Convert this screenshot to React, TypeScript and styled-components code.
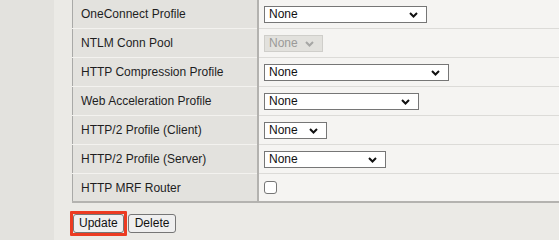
import React from "react";
import styled, { createGlobalStyle } from "styled-components";

const GlobalStyle = createGlobalStyle`
  html, body {
    margin: 0;
    padding: 0;
    background: #ebeae6;
    font-family: "Liberation Sans", Arial, sans-serif;
    font-size: 12px;
    color: #222;
  }
`;

const Page = styled.div`
  display: flex;
  width: 559px;
  height: 240px;
  overflow: hidden;
`;

const Sidebar = styled.div`
  width: 54px;
  flex: none;
  background: #e3e2de;
`;

const Main = styled.div`
  flex: 1;
  padding-left: 18px;
  overflow: hidden;
`;

const Table = styled.table`
  width: 620px;
  border-collapse: collapse;
  border-left: 1px solid #a9a9a7;
  border-bottom: 2px solid #b4b3b0;
`;

const Label = styled.td<{ $last?: boolean }>`
  width: 176px;
  height: ${(p) => (p.$last ? 27 : 28)}px;
  padding: 0 0 0 8px;
  background: #e3e2de;
  border-bottom: ${(p) => (p.$last ? "0" : "1px solid #f3f2ef")};
  border-right: 2px solid #b3b2af;
  color: #1e1e1e;
  vertical-align: middle;
`;

const Value = styled.td<{ $last?: boolean }>`
  height: ${(p) => (p.$last ? 27 : 28)}px;
  padding: 0 0 0 5px;
  background: #f5f4f2;
  border-bottom: ${(p) => (p.$last ? "0" : "1px solid #dcdbd8")};
  vertical-align: middle;
`;

const SelectBox = styled.div<{ $w: number; $disabled?: boolean }>`
  position: relative;
  display: flex;
  align-items: center;
  box-sizing: border-box;
  width: ${(p) => p.$w}px;
  height: 17px;
  padding-left: 4px;
  border: 1px solid ${(p) => (p.$disabled ? "#cfceca" : "#767676")};
  background: ${(p) => (p.$disabled ? "#e2e1dd" : "#fff")};
  color: ${(p) => (p.$disabled ? "#9a9a98" : "#111")};
  font-size: 12px;
`;

const Chevron = styled.svg<{ $disabled?: boolean }>`
  position: absolute;
  right: 8px;
  top: 5px;
  width: 9px;
  height: 6px;
  stroke: ${(p) => (p.$disabled ? "#a6a6a4" : "#111")};
`;

const Check = styled.div`
  width: 13px;
  height: 13px;
  box-sizing: border-box;
  border: 1px solid #767676;
  border-radius: 3px;
  background: #fff;
`;

const Actions = styled.div`
  display: flex;
  align-items: center;
  gap: 1px;
  margin: 8px 0 0 -2px;
`;

const Highlight = styled.div`
  display: flex;
  border: 3px solid #ec3b22;
  border-radius: 1px;
`;

const Button = styled.button<{ $pad: number }>`
  height: 19px;
  padding: 0 ${(p) => p.$pad}px;
  font-family: "Liberation Sans", Arial, sans-serif;
  font-size: 12px;
  color: #111;
  background: #efefef;
  border: 1px solid #767676;
  border-radius: 3px;
  line-height: 17px;
`;

type Row = { label: string; width?: number; disabled?: boolean; checkbox?: boolean };

const rows: Row[] = [
  { label: "OneConnect Profile", width: 163 },
  { label: "NTLM Conn Pool", width: 59, disabled: true },
  { label: "HTTP Compression Profile", width: 185 },
  { label: "Web Acceleration Profile", width: 155 },
  { label: "HTTP/2 Profile (Client)", width: 63 },
  { label: "HTTP/2 Profile (Server)", width: 122 },
  { label: "HTTP MRF Router", checkbox: true },
];

function Select({ width, disabled }: { width: number; disabled?: boolean }) {
  return (
    <SelectBox $w={width} $disabled={disabled}>
      None
      <Chevron $disabled={disabled} viewBox="0 0 9 6" fill="none" strokeWidth={2}>
        <path d="M1 1 L4.5 4.5 L8 1" />
      </Chevron>
    </SelectBox>
  );
}

export default function App() {
  return (
    <>
      <GlobalStyle />
      <Page>
        <Sidebar />
        <Main>
          <Table>
            <tbody>
              {rows.map((r, i) => {
                const last = i === rows.length - 1;
                return (
                  <tr key={r.label}>
                    <Label $last={last}>{r.label}</Label>
                    <Value $last={last}>
                      {r.checkbox ? <Check /> : <Select width={r.width!} disabled={r.disabled} />}
                    </Value>
                  </tr>
                );
              })}
            </tbody>
          </Table>
          <Actions>
            <Highlight>
              <Button $pad={5}>Update</Button>
            </Highlight>
            <Button $pad={6}>Delete</Button>
          </Actions>
        </Main>
      </Page>
    </>
  );
}
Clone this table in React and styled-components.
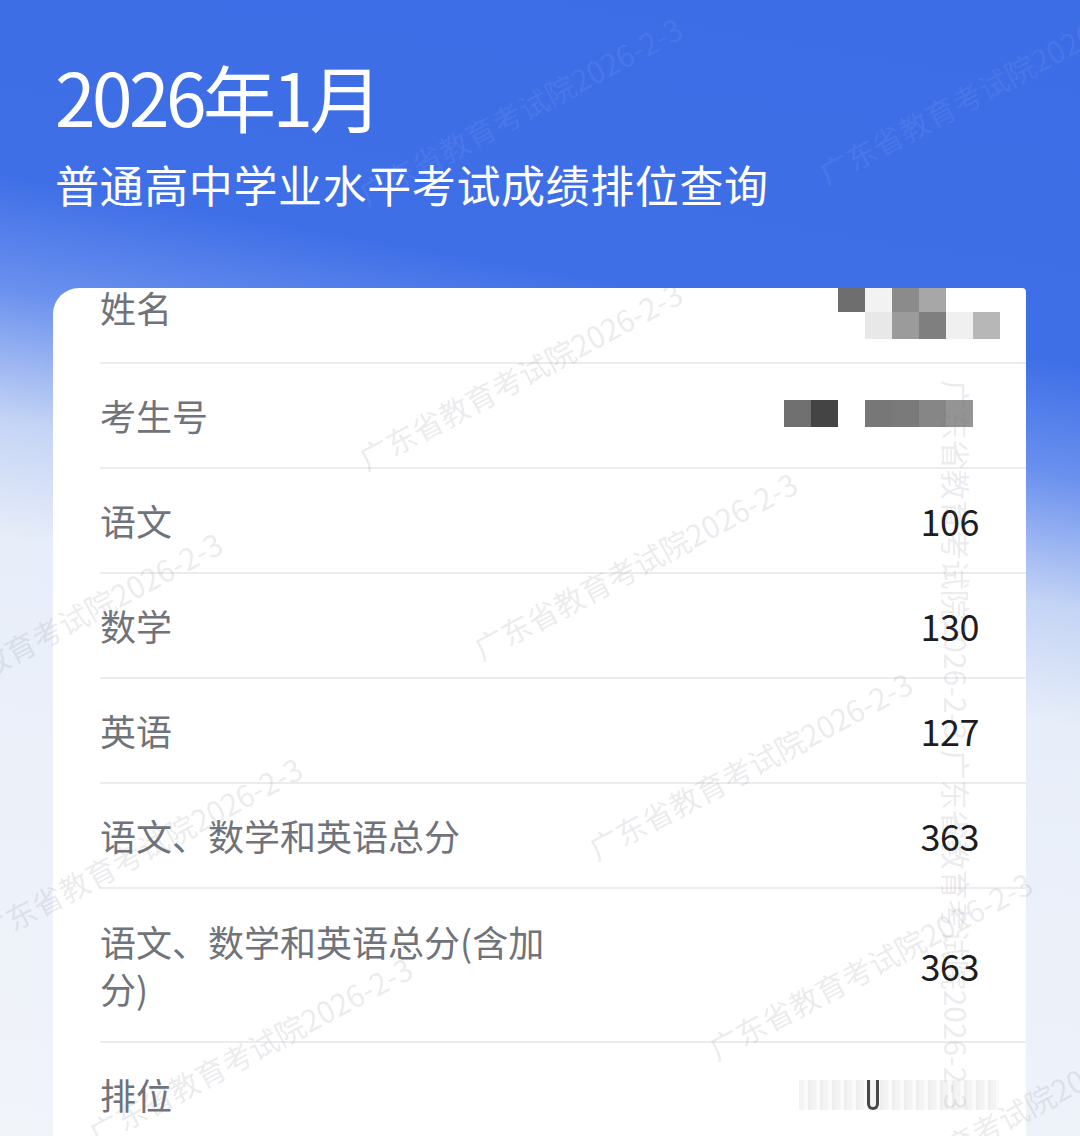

——————

*TASK OBJECTIVE*. Gather up the lines containing the word "React" from these records and copy them.

*FINISHED ANSWER*.
Convert this screenshot to React, TypeScript and styled-components code.
import React from "react";
Clone this table in React and styled-components.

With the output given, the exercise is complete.